+++ RECORDS FOR THE EXERCISE +++
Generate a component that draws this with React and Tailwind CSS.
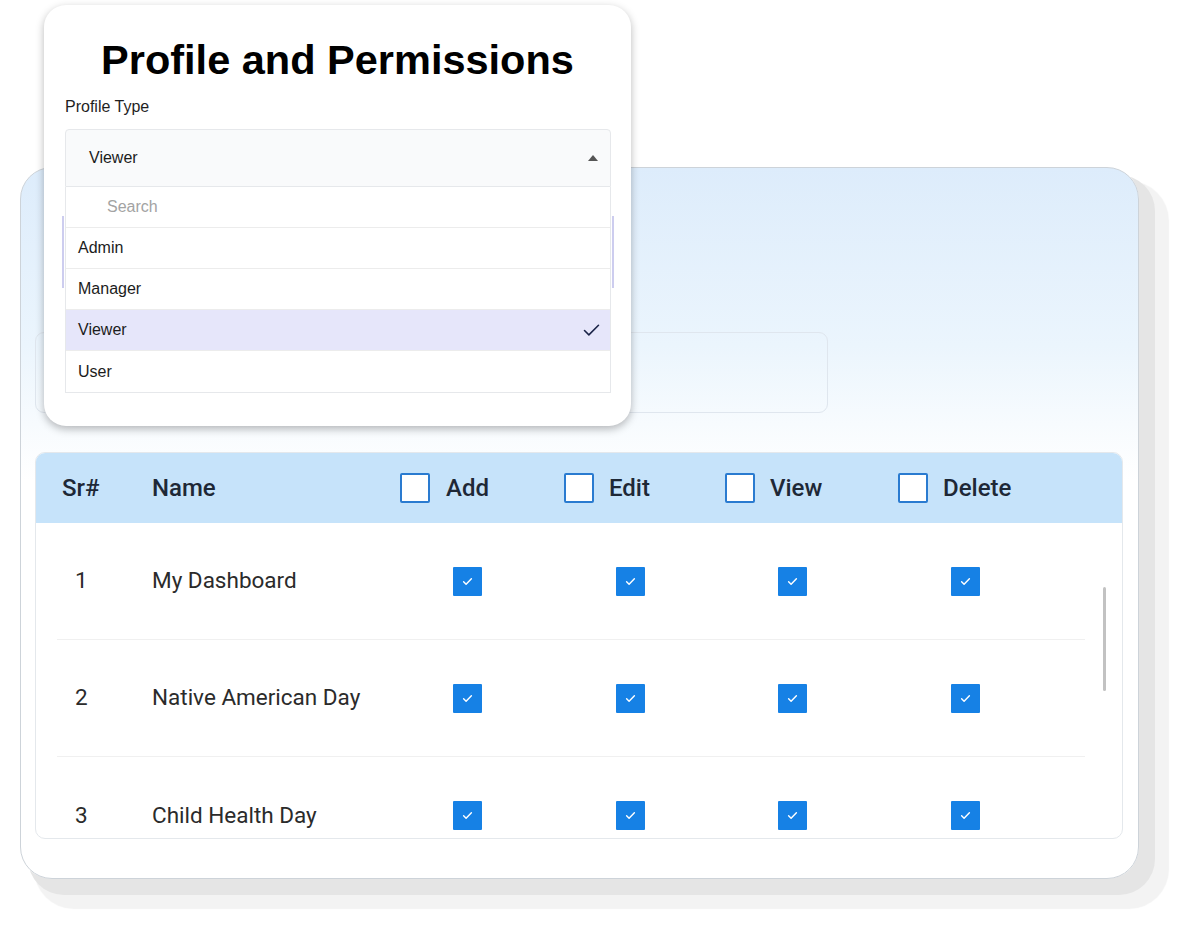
+++
+++ RECORDS FOR THE EXERCISE +++
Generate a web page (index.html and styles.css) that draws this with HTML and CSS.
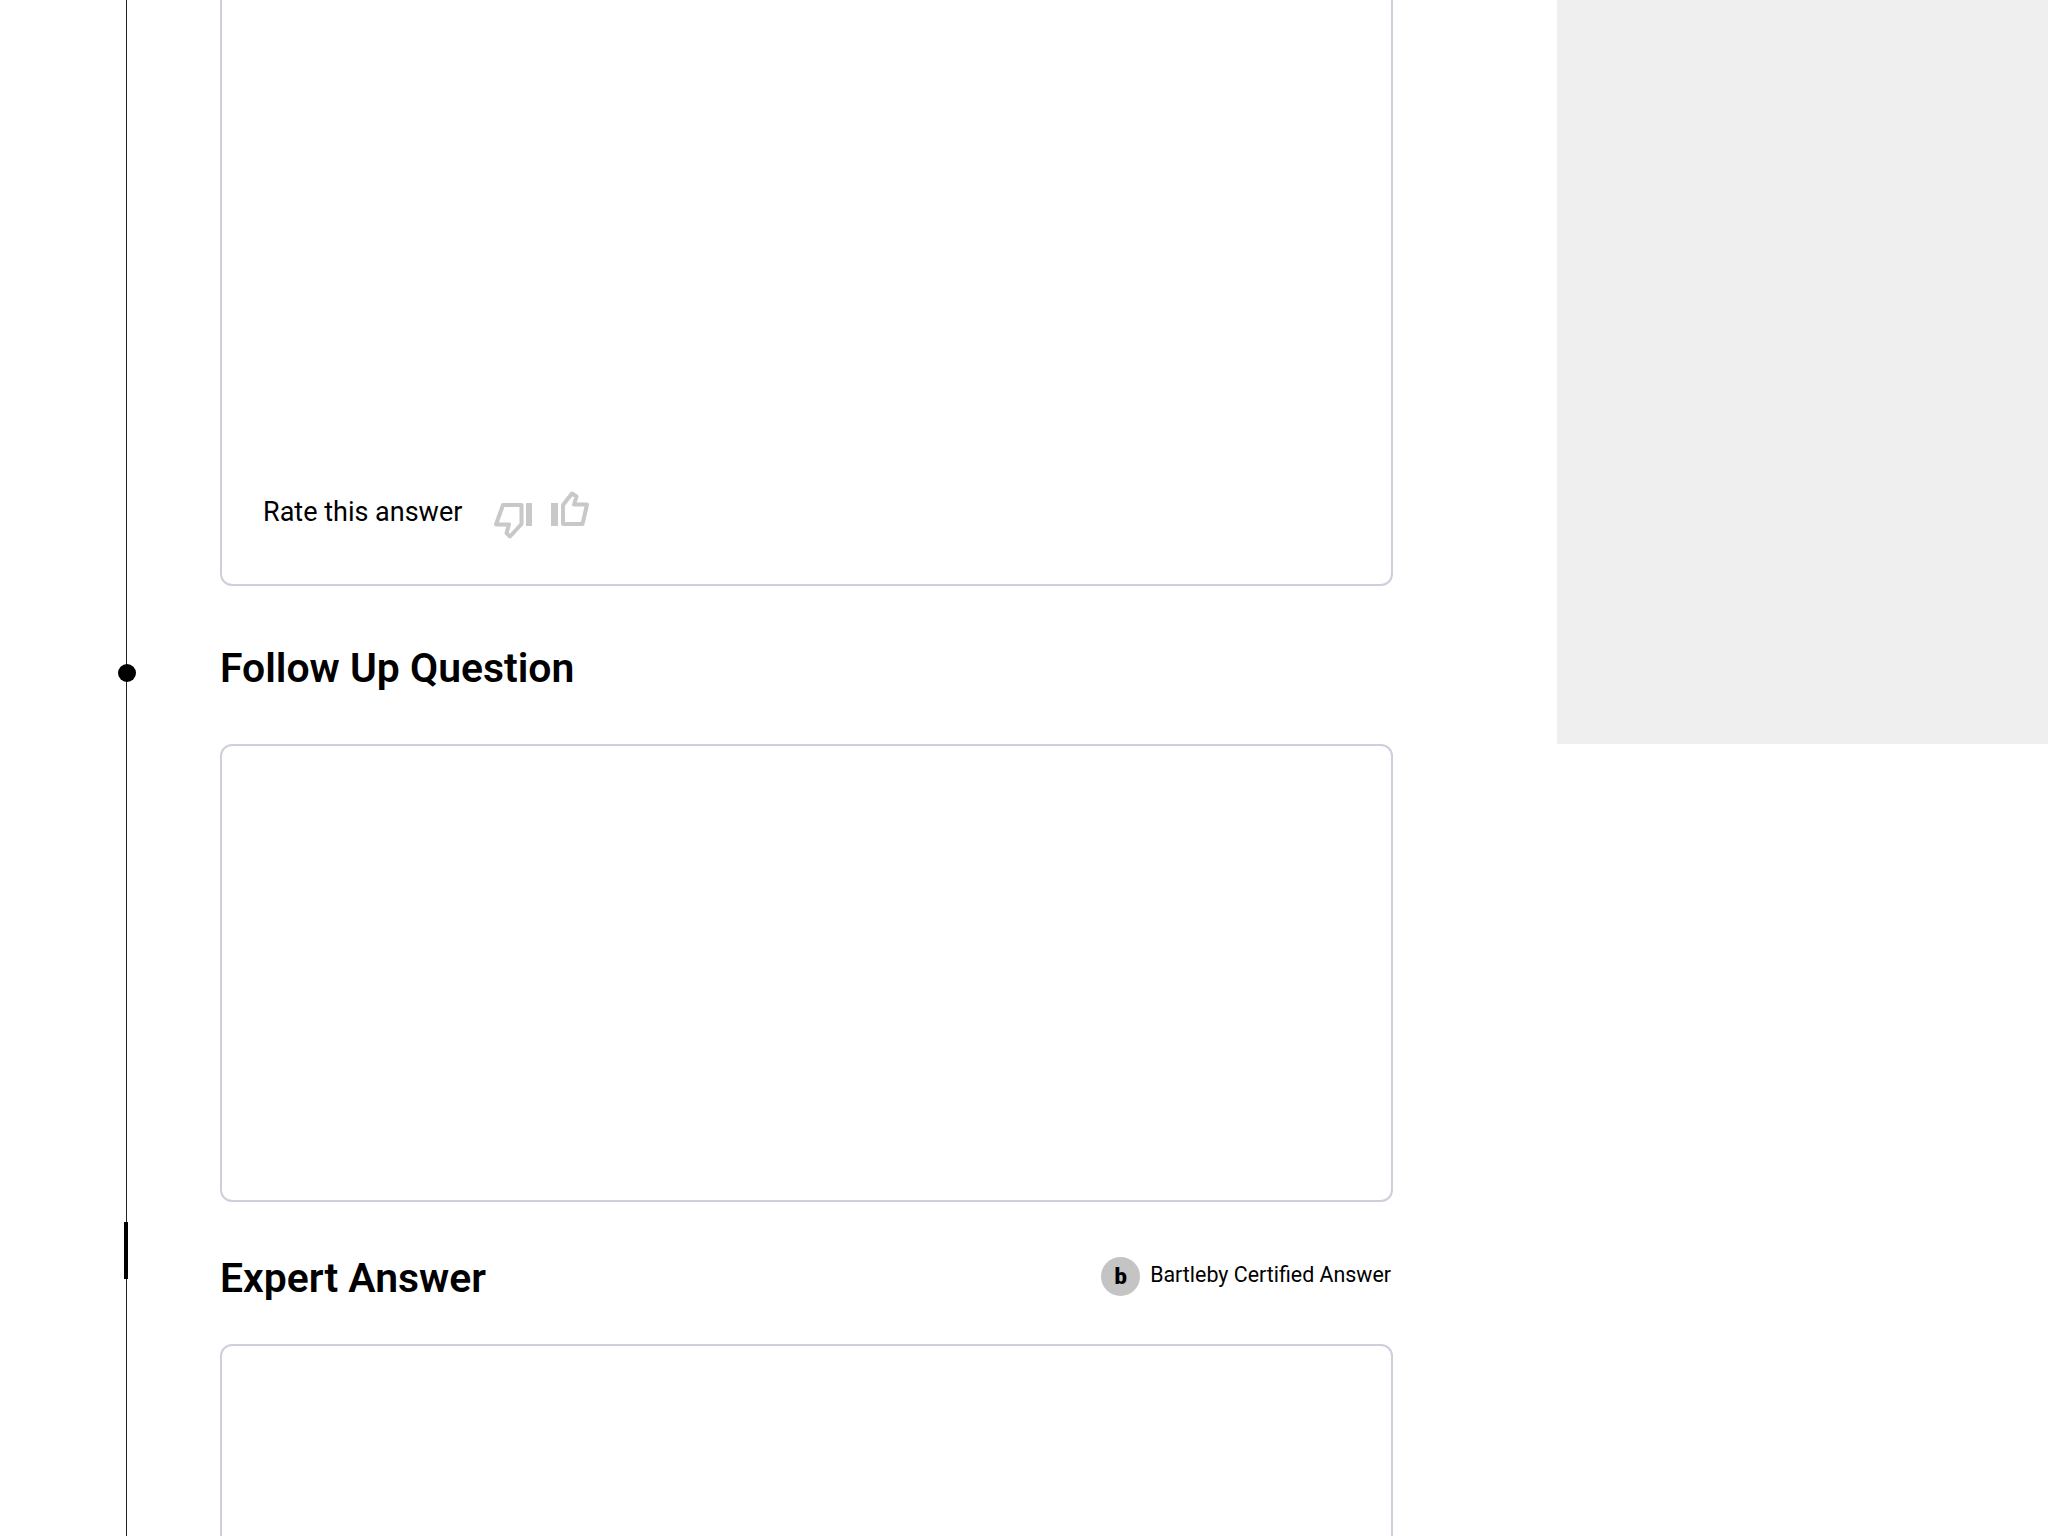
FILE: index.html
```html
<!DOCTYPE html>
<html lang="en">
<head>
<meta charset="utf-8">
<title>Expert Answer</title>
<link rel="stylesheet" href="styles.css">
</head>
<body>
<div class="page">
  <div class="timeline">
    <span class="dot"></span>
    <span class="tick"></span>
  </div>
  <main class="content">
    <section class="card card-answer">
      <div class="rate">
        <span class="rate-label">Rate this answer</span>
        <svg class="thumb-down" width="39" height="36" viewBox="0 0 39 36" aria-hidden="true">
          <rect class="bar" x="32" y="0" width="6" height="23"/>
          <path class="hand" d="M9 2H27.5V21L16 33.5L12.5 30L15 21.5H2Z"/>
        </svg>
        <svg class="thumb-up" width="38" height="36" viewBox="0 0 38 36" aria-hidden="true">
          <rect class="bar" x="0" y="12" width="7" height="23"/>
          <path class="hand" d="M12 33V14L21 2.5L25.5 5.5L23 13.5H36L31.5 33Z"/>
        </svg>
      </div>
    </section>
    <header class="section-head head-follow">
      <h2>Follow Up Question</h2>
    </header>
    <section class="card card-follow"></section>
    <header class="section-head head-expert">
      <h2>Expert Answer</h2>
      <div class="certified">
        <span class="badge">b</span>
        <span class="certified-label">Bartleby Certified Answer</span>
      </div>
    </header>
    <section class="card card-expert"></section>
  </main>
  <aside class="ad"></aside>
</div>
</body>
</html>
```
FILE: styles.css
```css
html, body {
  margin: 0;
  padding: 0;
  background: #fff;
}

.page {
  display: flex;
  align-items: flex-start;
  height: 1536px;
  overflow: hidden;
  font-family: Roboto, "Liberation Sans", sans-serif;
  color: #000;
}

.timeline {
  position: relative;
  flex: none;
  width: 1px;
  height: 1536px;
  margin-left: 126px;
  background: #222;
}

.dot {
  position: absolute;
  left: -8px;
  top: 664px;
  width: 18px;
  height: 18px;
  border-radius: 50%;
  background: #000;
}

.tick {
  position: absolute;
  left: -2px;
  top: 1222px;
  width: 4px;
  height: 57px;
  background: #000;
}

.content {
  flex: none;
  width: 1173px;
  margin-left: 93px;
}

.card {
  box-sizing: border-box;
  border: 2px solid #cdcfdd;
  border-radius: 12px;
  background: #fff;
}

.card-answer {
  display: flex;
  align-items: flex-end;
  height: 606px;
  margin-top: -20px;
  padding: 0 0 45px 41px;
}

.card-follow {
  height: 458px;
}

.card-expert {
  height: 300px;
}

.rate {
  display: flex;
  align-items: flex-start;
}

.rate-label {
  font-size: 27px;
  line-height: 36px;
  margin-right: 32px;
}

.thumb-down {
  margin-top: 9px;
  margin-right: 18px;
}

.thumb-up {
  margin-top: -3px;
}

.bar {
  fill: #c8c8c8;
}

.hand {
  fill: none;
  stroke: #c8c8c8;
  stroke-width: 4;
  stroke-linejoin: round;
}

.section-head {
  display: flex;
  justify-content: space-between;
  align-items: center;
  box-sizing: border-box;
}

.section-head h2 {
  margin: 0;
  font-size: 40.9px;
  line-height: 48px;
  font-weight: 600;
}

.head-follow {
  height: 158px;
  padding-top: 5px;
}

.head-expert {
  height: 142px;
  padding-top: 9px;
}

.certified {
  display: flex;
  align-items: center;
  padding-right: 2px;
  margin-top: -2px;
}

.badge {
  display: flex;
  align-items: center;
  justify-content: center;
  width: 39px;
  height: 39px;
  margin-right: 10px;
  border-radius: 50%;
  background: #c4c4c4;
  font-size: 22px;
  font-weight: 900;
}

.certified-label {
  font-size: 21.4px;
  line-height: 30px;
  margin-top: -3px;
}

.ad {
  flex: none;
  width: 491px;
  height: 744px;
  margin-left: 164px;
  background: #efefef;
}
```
+++
_WRITTEN PROBLEM_. Locate all lines in the listing above with the word "draws" and copy them.

_SOLUTION FOR THIS EXERCISE_.
Generate a component that draws this with React and Tailwind CSS.
Generate a web page (index.html and styles.css) that draws this with HTML and CSS.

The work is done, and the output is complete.